For a sport whose very existence traces back to Haudenosaunee tradition, the idea that the people who created it would be denied participation in its global championship based on passport technicalities was — to put it mildly — a difficult thing to sit with.
The Modern Comeback
Lacrosse is returning to the Olympics. It was approved for the 2028 Los Angeles Games, which means the sport will make its first full Olympic appearance in over a century on American soil — a detail that carries a weight of historical irony that's hard to overstate.

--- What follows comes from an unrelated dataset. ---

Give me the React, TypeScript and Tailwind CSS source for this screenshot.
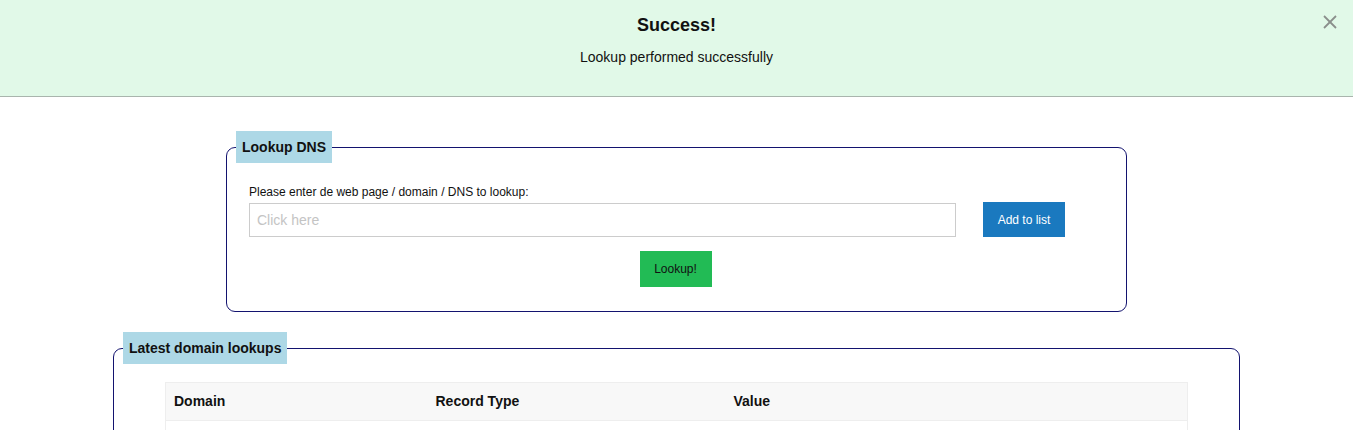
const headers = [
  { label: "Domain", width: "w-[262px]" },
  { label: "Record Type", width: "w-[298px]" },
  { label: "Value", width: "" },
];

const SuccessBanner = () => (
  <div className="relative h-[97px] border-b border-[#a9b5ad] bg-[#e1f9e8] text-center text-[#111]">
    <h2 className="pt-[14px] text-[18px] font-bold leading-[22px]">Success!</h2>
    <p className="mt-[13px] text-[14px] leading-[17px]">Lookup performed successfully</p>
    <button className="absolute right-[16px] top-[14px] flex h-[15px] w-[15px] items-center justify-center text-[#8a8f8c]">
      <svg viewBox="0 0 14 14" className="h-[14px] w-[14px]" stroke="currentColor" strokeWidth="1.8">
        <line x1="1" y1="1" x2="13" y2="13" />
        <line x1="13" y1="1" x2="1" y2="13" />
      </svg>
    </button>
  </div>
);

const App = () => {
  return (
    <div className="min-h-[430px] bg-white font-['Liberation_Sans',Arial,sans-serif] text-[#111]">
      <SuccessBanner />

      <fieldset className="mx-auto mt-[34px] w-[901px] rounded-[9px] border border-[#13136f] pl-[9px]">
        <legend className="bg-[#add8e6] px-[6px] py-[7px] text-[14px] font-bold leading-[18px]">
          Lookup DNS
        </legend>
        <div className="pl-[13px] pt-[22px] pb-[24px]">
          <label className="block text-[12px] leading-[14px]">
            Please enter de web page / domain / DNS to lookup:
          </label>
          <div className="mt-[4px] flex items-start gap-[27px]">
            <input
              type="text"
              placeholder="Click here"
              className="h-[34px] w-[707px] border border-[#cccccc] px-[7px] text-[14px] placeholder:text-[#c4c4c4] focus:outline-none"
            />
            <button className="-mt-[1px] h-[35px] w-[82px] bg-[#1a79bf] text-[12px] text-white">
              Add to list
            </button>
          </div>
          <div className="mt-[14px] flex justify-center pr-[24px]">
            <button className="h-[36px] w-[72px] bg-[#22bb55] text-[12px] text-[#111]">
              Lookup!
            </button>
          </div>
        </div>
      </fieldset>

      <fieldset className="mx-auto mt-[20px] w-[1127px] rounded-[9px] border border-[#13136f] pl-[9px]">
        <legend className="bg-[#add8e6] px-[6px] py-[7px] text-[14px] font-bold leading-[18px]">
          Latest domain lookups
        </legend>
        <div className="pl-[42px] pr-[51px] pt-[18px] pb-[20px]">
          <table className="w-full border-collapse border border-[#eeeeee]">
            <thead>
              <tr className="bg-[#f8f8f8]">
                {headers.map((h) => (
                  <th
                    key={h.label}
                    className={`${h.width} h-[38px] border-b border-[#eeeeee] px-[8px] text-left text-[14px] font-bold`}
                  >
                    {h.label}
                  </th>
                ))}
              </tr>
            </thead>
            <tbody>
              <tr>
                <td className="h-[38px] px-[8px] text-[14px]" colSpan={3}></td>
              </tr>
            </tbody>
          </table>
        </div>
      </fieldset>
    </div>
  );
};

export default App;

The growth of the sport at the youth and collegiate level in the U.S. has been significant. Participation numbers have surged over the past two decades, particularly in suburban and affluent communities. The Premier Lacrosse League, launched in 2019, has worked to build a professional infrastructure that the sport previously lacked.
The Haudenosaunee Nationals are expected to compete at LA28 — representing not a nation-state recognized by the United Nations, but the original custodians of the game itself. Their participation will be, depending on how you look at it, either a long-overdue acknowledgment or a complicated compromise. Probably both.
Racing Back to the Beginning
There's something fitting about a sport this old returning to the Olympic stage at this particular moment. American sports culture tends to have a short memory — we celebrate what's current and move fast past what came before.
But lacrosse is a reminder that the history of athletic competition on this continent didn't begin with the modern Olympics, or with European settlers, or with any of the founding myths we're most comfortable with. It began much earlier, on open fields, with sticks and a ball and a spiritual purpose that most modern sports have long since abandoned.
The records we race toward at this site are almost always measured in seconds and centimeters. Lacrosse, in its original form, was measured in something harder to quantify — endurance, community, and meaning.
That's a different kind of record. And it's been standing for a very long time.